Ebenso wenig ergibt sich eine Rechtsfähigkeit der Klägerin sowie eine Parteifähigkeit für einen Aktivprozess daraus, dass sie im Grundbuch als Eigentümerin des Garagen- und Motelgrundstücks eingetragen ist und dass die Rechtsprechung in denjenigen Fällen von einer Parteifähigkeit ausgeht, in welchen eine nicht rechtsfähige Gesellschaft im Grundbuch eingetragen ist und wegen des eingetragenen Eigentums verklagt wird. Denn diese Ausnahme ist nur deswegen geboten, weil andernfalls eine Inanspruchnahme wegen eigentumsbezogener Ansprüche nicht möglich wäre. Die nicht rechtsfähige Gesellschaft wird mithin lediglich als parteifähig behandelt (BGH NJW 1986, 2194, 2195), ihre Parteifähigkeit nur für derartige Fallkonstellationen fingiert.
II.
Auch die Hilfsanträge haben keinen Erfolg.

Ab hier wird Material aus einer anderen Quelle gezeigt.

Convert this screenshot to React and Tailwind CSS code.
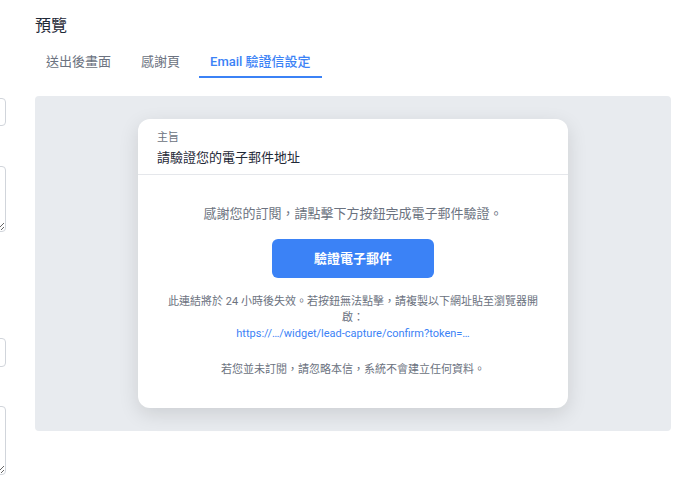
import React from "react";

const tabs = ["送出後畫面", "感謝頁", "Email 驗證信設定"];

export default function App() {
    const active = 2;

    return (
        <div className="w-[694px] h-[483px] bg-white overflow-hidden flex font-[Roboto,'Noto_Sans_CJK_TC',sans-serif]">
            {/* left form column, mostly scrolled out of view */}
            <div className="w-[6px] shrink-0 overflow-hidden flex flex-col">
                <input className="mt-[98px] ml-[-294px] w-[300px] h-[28px] border border-[#d1d5db] rounded-[4px] shrink-0" />
                <textarea className="mt-[40px] ml-[-294px] w-[300px] h-[66px] border border-[#d1d5db] rounded-[4px] shrink-0" />
                <input className="mt-[106px] ml-[-294px] w-[300px] h-[29px] border border-[#d1d5db] rounded-[4px] shrink-0" />
                <textarea className="mt-[39px] ml-[-294px] w-[300px] h-[69px] border border-[#d1d5db] rounded-[4px] shrink-0" />
            </div>

            <div className="ml-[29px] w-[636px] shrink-0">
                <h2 className="pt-[14px] text-[16px] leading-[24px] text-[#1f2937]">預覽</h2>

                <div className="mt-[6px] flex gap-[8px]">
                    {tabs.map((t, i) => (
                        <div
                            key={t}
                            className={
                                i === active
                                    ? "px-[11px] pt-[8px] pb-[4px] text-[13px] leading-[20px] border-b-2 border-[#3b82f6] text-[#3b82f6] font-medium"
                                    : "px-[11px] pt-[8px] pb-[4px] text-[13px] leading-[20px] border-b-2 border-transparent text-[#6b7280]"
                            }
                        >
                            {t}
                        </div>
                    ))}
                </div>

                <div className="mt-[18px] bg-[#e8ebef] rounded-[4px] py-[23px] flex justify-center">
                    <div className="w-[430px] bg-white rounded-[12px] shadow-[0_6px_20px_rgba(0,0,0,0.12)]">
                        <div className="px-[19px] pt-[11px] pb-[6px] border-b border-[#e5e7eb]">
                            <div className="text-[11px] leading-[16px] text-[#6b7280]">主旨</div>
                            <div className="mt-[2px] text-[13px] leading-[20px] text-[#1f2937]">請驗證您的電子郵件地址</div>
                        </div>

                        <div className="px-[28px] pt-[29px] pb-[30px] flex flex-col items-center text-center">
                            <p className="text-[13px] leading-[20px] text-[#6b7280]">感謝您的訂閱，請點擊下方按鈕完成電子郵件驗證。</p>
                            <button className="mt-[15px] w-[162px] h-[39px] rounded-[6px] bg-[#3b82f6] text-white text-[13px] font-bold">
                                驗證電子郵件
                            </button>
                            <p className="mt-[16px] text-[11px] leading-[16px] text-[#6b7280]">
                                此連結將於 24 小時後失效。若按鈕無法點擊，請複製以下網址貼至瀏覽器開啟：
                                <br />
                                <span className="text-[#3b82f6]">https://…/widget/lead-capture/confirm?token=…</span>
                            </p>
                            <p className="mt-[20px] text-[11px] leading-[16px] text-[#6b7280]">若您並未訂閱，請忽略本信，系統不會建立任何資料。</p>
                        </div>
                    </div>
                </div>
            </div>
        </div>
    );
}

Sie sind unabhängig von weiteren Fragen bereits deswegen abzuweisen, weil der Prozessstandschafter nur für eine rechts- und parteifähige natürliche oder juristische Person auftreten kann. Daran fehlt es hier jedoch schon aus den oben dargelegten Gründen.
III.
Die Kostenentscheidung beruht auf § 97 Abs. 1 ZPO; die Entscheidung über die vorläufige Vollstreckbarkeit ergibt sich aus §§ 708 Nr. 10, 711, 108 ZPO.
Streitwert des Berufungsverfahrens: 1.163.657,77 DM.
Dem entspricht die Beschwer der Klägerin.